Getting the Display Right
The single biggest factor in image quality is contrast. Your display needs to produce bright, saturated graphics against a perfectly black background. Any light leaking from “black” pixels will show up as a visible glow on the combiner, making the whole thing look washed out. This is why OLED screens have an advantage: their black pixels are truly off, emitting zero light. Standard LCD screens use a backlight that always bleeds through slightly, even on black areas.
Design your interface with high-contrast colors on a black background. Green and white are traditional HUD colors because they’re easy to read against most real-world scenes. Keep the information sparse. A cluttered display defeats the purpose of a HUD, which is to deliver critical data at a glance. Speed, RPM, and maybe navigation arrows are plenty. Most of the professional HUD interfaces you see in cars show no more than three or four data points at once.

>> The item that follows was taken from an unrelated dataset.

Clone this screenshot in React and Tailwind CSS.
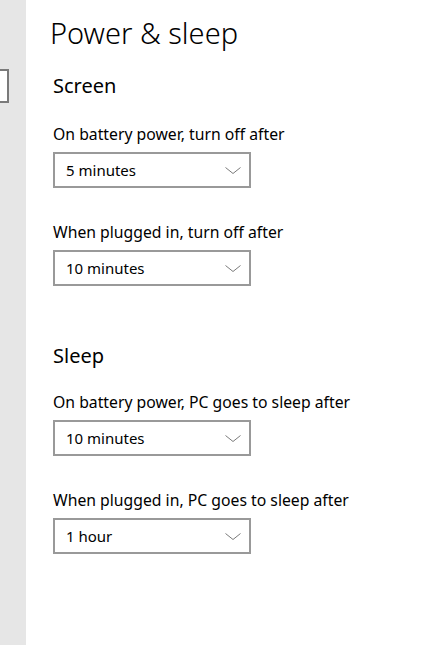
import { useState } from 'react';

// Dropdown stile Windows 10
function Select({ value }) {
  return (
    <div className="w-[198px] h-[36px] border-2 border-[#999999] bg-white flex items-center justify-between pl-[11px] pr-[8px]">
      <span className="text-[15px] text-black leading-none">{value}</span>
      <svg width="16" height="7" viewBox="0 0 16 7" fill="none">
        <path d="M0.5 0.5 L8 6.5 L15.5 0.5" stroke="#7a7a7a" strokeWidth="1" />
      </svg>
    </div>
  );
}

function Setting({ label, value }) {
  return (
    <div className="flex flex-col">
      <p className="text-[15.75px] leading-[20px] text-black mb-[8px]">{label}</p>
      <Select value={value} />
    </div>
  );
}

export default function App() {
  const [settings] = useState({
    screenBattery: '5 minutes',
    screenPlugged: '10 minutes',
    sleepBattery: '10 minutes',
    sleepPlugged: '1 hour',
  });

  return (
    <div
      className="flex w-[424px] h-[645px] bg-white overflow-hidden"
      style={{ fontFamily: '"Noto Sans", "Open Sans", sans-serif' }}
    >
      {/* Barra laterale tagliata */}
      <div className="w-[26px] shrink-0 bg-[#e6e6e6] pt-[69px]">
        <div className="w-[9px] h-[34px] border-2 border-l-0 border-[#7a7a7a] bg-white" />
      </div>

      {/* Contenuto */}
      <div className="flex-1 pl-[24px]">
        <h1 className="text-[29px] font-light leading-[36px] mt-[15px] text-black">Power &amp; sleep</h1>

        <div className="pl-[3px]">
          <h2 className="text-[20px] leading-[28px] mt-[21px] text-black">Screen</h2>
          <div className="flex flex-col gap-[34px] mt-[24px]">
            <Setting label="On battery power, turn off after" value={settings.screenBattery} />
            <Setting label="When plugged in, turn off after" value={settings.screenPlugged} />
          </div>

          <h2 className="text-[20px] leading-[28px] mt-[56px] text-black">Sleep</h2>
          <div className="flex flex-col gap-[34px] mt-[22px]">
            <Setting label="On battery power, PC goes to sleep after" value={settings.sleepBattery} />
            <Setting label="When plugged in, PC goes to sleep after" value={settings.sleepPlugged} />
          </div>
        </div>
      </div>
    </div>
  );
}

If you’re reflecting the image off a combiner or windshield, remember that the display needs to output a mirror image so the reflection reads correctly. On a Raspberry Pi, you can flip the screen output in the display configuration settings. Most HUD-specific apps handle this automatically.
Why Commercial HUDs Look Better
If you’ve seen a factory-installed HUD in a newer car and wondered why it looks so much crisper than a DIY version, the answer is optics. Commercial systems use curved mirrors and precisely shaped freeform lens surfaces to project the image so it appears to float several meters ahead of the windshield. This means your eyes stay focused at roughly the same distance as the road, so there’s no refocusing needed. DIY builds typically reflect the image right at the glass surface, which is only about a meter from your eyes, requiring a noticeable focus shift.
Traditional reflective HUDs, the kind installed in most production cars, use off-axis mirror systems that project the image to a virtual distance of about 2 to 8 meters. They work well but require a bulky housing inside the dashboard. Newer waveguide-based systems, similar to the technology in augmented reality glasses, use ultra-thin flat optical guides that can project the image to 15 meters or more while taking up far less space. Waveguide HUDs also nearly eliminate the ghosting problem because when the virtual image is far enough away, the double reflection from windshield surfaces becomes imperceptible.
You can’t easily replicate freeform optics or waveguides at home, but you can improve a DIY build by adding a concave mirror between the display and the combiner. A concave mirror with a focal length of about 15 to 25 centimeters will magnify the image and push the virtual focus point farther from the glass, making it more comfortable to read. Inexpensive concave mirrors designed for hobbyist optics projects are available for under $20.
Non-Automotive HUD Projects
Not everyone building a HUD wants it in a car. Cycling helmets, motorcycle visors, and workshop face shields are all popular DIY HUD platforms. The principles are identical, but the constraints change. Weight becomes critical, which pushes builders toward tiny OLED microdisplays and thin beam-splitter films instead of acrylic sheets. Power needs to come from a small battery rather than a car charger.
For a helmet-mounted HUD, a common approach uses a small OLED display module (0.96 inches is a popular size) driven by an Arduino or ESP32 microcontroller, reflecting off a piece of beam-splitter film attached to the visor. The entire electronics package can weigh under 50 grams and run for several hours on a small lithium battery. These builds typically display speed from a GPS module or Bluetooth-connected phone, or basic navigation cues.
Desktop HUDs are another category. These sit on your desk and reflect a monitor or tablet screen onto angled glass, creating a transparent floating display effect. They’re more decorative or novelty than functional, but they use the same 45-degree combiner principle and work well as ambient information displays for weather, calendar alerts, or system monitoring.